This probably isn't what you expect. I'm sure most, if not all, first-time fathers have a sense of pride in their babies, particularly if their first-born is a boy. Of course, I feel that sense of pride with Max, but there is another source for the pride I feel these days as a new father. It comes from my wife, Max's mother, Jennifer.
I've told her this before, but at the moment that Max was born, I felt an incredible mix of emotions from joy, to love, to pride. I was (and still am) proud of her. Through nearly 9 months of pregnancy she did everything she possibly could to be healthy and take care of herself and our growing baby boy. She ate right, took her vitamins, drank lots of water and did everything they tell you to do when you are pregnant.

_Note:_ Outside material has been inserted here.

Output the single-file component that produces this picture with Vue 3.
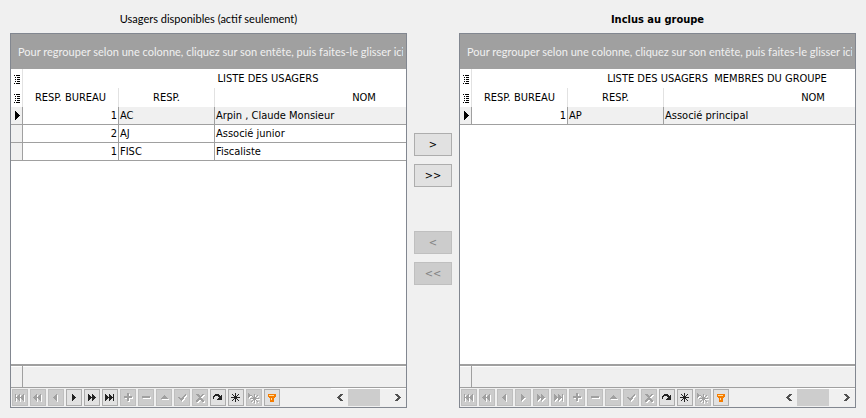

And after watching her work through the pain and discomfort of the delivery, seeing the relief and exhaustion on her face when Max made his entrance into the world, I could not help but feel proud as I leaned over to her and told her “You did it.” It wasn't just that she did a fantastic job pushing. There was much more to it than that. I was proud to have her as my wife, and I was proud that Max has her for his mother. You're a lucky kid, Max. And I am a lucky man to have such a wonderful woman in my life. She's the reason Max is here and healthy and happy (most of the time—his fussiness isn't because of her. I like to blame Pippi). She is a terrific mother and she deserves all the happiness in the world. And did I mention how proud I am of her?
4 comments:
whatcha doing on my blog, boy? i had to hold back the tears when i read your message (your mom was in the room). i love you. you're amazing, too--not as amazing as i am, of course (but who is?)--and max is lucky to have you as his father. love, jennifer
I also had tears. You both are GREAT parents and Max is lucky to have both of you.
Jen and BD you are both great individuals. I'm proud to be part of your life and am sure Max will feel (or already feels) the same. Terry/Dad
Ok, that put tears in my eyes!! What a wonderful man you are!You and Jennifer are perfect for each other!!